# Exercise aim
Please, without the pictures, retype exactly the lines from the start of the material through the line that holds "import React from".

[Rows from a dataset]

- - -

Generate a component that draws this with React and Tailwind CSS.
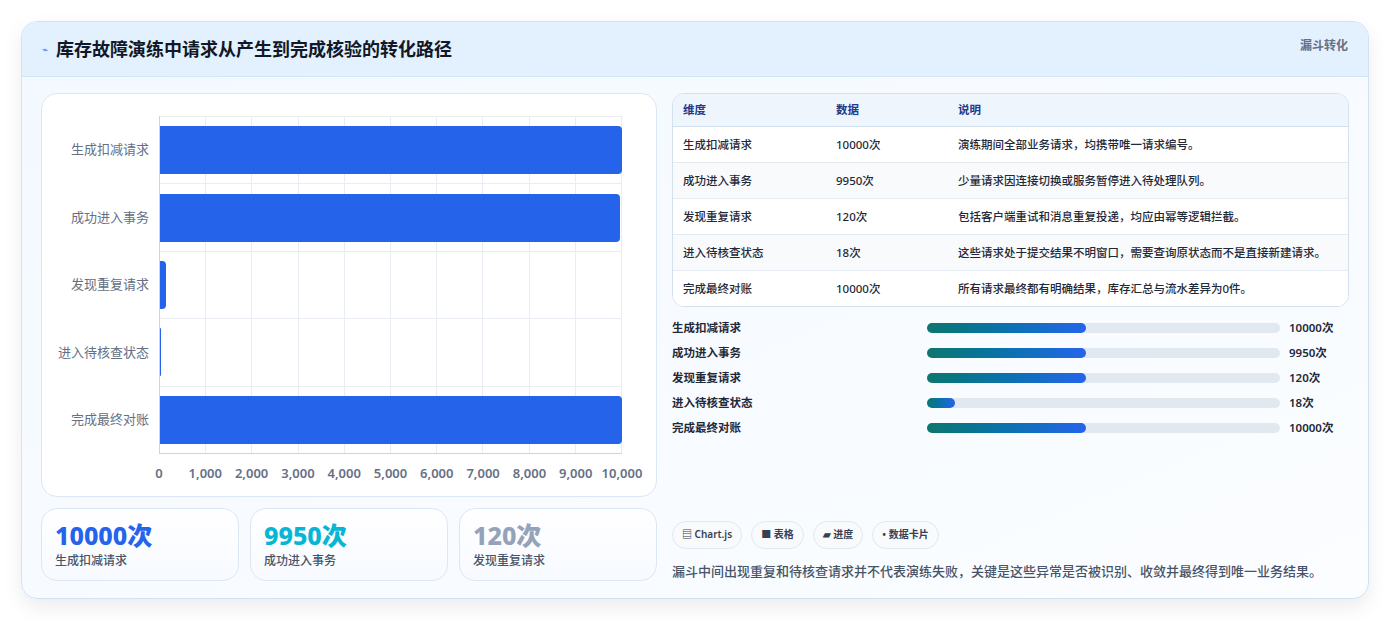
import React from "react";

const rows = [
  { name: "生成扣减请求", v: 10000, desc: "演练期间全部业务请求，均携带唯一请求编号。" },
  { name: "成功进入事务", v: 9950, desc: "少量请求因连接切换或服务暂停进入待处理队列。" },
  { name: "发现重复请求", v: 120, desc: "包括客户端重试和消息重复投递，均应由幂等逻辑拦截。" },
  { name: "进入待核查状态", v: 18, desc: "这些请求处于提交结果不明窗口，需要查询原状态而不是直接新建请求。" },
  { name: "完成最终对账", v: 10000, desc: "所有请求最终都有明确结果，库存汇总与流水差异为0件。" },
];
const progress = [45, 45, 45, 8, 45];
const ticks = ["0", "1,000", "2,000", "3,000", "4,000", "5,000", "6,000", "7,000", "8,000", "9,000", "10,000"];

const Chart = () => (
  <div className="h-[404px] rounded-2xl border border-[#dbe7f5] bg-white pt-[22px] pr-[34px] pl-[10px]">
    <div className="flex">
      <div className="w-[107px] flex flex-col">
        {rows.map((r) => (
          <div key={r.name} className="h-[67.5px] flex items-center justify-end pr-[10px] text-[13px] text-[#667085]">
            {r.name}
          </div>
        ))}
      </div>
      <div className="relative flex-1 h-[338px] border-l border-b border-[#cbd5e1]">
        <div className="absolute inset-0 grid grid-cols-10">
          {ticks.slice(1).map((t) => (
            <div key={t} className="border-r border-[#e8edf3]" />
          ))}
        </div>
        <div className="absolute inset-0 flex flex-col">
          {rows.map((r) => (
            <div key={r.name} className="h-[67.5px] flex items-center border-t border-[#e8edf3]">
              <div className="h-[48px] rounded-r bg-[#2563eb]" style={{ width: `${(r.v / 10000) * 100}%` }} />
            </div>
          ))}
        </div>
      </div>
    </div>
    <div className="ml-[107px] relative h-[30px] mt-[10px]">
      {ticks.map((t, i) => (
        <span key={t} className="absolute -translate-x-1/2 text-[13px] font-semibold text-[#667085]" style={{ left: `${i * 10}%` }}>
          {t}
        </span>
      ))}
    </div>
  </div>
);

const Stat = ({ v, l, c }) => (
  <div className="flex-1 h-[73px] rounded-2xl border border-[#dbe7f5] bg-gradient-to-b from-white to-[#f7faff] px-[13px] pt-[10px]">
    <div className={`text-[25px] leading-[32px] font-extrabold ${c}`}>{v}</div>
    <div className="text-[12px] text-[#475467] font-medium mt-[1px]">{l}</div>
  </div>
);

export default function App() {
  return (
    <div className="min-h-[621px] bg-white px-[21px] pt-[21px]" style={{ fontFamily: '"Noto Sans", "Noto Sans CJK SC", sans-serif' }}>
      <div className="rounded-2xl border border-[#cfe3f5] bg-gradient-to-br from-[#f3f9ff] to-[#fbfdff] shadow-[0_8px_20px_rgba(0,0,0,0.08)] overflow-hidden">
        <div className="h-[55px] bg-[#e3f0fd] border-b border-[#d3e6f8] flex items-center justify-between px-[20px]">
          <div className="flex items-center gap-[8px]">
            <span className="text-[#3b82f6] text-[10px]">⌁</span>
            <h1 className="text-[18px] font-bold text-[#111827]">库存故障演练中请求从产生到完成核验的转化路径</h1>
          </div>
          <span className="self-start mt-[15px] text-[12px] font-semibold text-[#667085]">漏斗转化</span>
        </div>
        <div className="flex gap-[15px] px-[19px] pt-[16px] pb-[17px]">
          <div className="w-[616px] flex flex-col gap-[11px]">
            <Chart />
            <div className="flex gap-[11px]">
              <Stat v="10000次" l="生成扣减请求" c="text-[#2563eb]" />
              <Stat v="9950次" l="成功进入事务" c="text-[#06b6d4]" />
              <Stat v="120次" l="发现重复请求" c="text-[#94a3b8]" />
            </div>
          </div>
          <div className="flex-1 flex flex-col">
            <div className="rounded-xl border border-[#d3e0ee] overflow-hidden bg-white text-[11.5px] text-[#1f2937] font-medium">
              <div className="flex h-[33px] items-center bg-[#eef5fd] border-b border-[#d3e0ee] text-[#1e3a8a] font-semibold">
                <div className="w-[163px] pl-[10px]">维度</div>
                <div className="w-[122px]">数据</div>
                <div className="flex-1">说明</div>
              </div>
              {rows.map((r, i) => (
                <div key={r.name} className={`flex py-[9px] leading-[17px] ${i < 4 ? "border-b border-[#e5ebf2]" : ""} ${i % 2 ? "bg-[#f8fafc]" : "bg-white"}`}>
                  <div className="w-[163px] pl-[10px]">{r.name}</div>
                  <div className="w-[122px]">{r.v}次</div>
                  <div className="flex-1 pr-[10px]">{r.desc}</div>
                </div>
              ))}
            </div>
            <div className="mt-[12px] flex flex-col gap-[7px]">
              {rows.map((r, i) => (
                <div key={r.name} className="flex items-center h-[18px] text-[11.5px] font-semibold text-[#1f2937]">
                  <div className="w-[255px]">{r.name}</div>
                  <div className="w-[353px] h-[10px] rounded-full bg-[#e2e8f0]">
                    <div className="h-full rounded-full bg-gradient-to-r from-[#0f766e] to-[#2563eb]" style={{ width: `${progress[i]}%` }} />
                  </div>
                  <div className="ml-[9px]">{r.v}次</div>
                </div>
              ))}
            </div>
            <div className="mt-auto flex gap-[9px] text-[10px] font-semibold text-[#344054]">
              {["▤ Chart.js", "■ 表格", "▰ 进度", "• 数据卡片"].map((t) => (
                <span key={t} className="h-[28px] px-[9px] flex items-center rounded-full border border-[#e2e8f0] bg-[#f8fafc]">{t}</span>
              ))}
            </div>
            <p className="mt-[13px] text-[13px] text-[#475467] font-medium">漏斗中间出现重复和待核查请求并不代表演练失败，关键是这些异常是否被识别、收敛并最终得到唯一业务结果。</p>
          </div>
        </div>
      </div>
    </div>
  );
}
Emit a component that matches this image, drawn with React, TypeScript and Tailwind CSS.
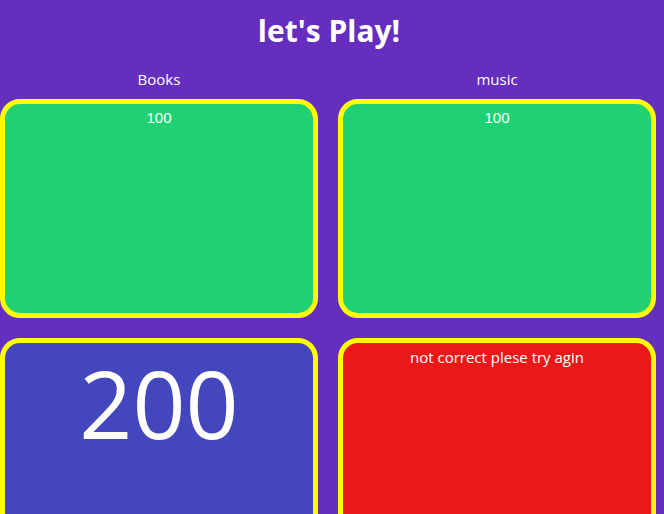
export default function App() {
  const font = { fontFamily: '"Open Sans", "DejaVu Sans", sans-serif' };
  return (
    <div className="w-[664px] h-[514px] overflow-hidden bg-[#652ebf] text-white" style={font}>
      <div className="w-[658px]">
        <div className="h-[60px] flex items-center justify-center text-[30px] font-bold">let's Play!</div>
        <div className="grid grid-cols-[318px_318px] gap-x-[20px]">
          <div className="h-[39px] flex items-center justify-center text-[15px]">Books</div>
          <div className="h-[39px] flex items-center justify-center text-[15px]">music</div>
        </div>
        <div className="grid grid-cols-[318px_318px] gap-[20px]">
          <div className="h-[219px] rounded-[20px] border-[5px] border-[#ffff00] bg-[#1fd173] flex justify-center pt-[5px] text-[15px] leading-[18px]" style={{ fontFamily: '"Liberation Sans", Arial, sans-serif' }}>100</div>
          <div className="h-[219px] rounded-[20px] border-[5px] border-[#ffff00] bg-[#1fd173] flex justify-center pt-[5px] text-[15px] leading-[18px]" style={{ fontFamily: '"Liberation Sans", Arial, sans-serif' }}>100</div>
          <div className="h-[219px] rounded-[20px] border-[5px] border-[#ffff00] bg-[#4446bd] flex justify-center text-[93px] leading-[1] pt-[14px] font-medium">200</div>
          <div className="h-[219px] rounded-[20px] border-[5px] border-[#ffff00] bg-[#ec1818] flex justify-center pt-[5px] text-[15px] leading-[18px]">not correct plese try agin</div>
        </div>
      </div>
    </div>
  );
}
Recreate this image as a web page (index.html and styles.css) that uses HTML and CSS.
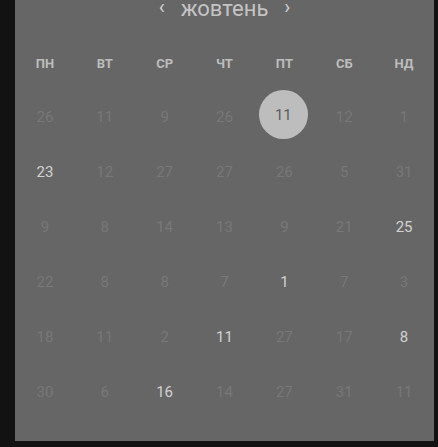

- - -

# Full solution
Generate a component that draws this with React and Tailwind CSS.
import React from "react";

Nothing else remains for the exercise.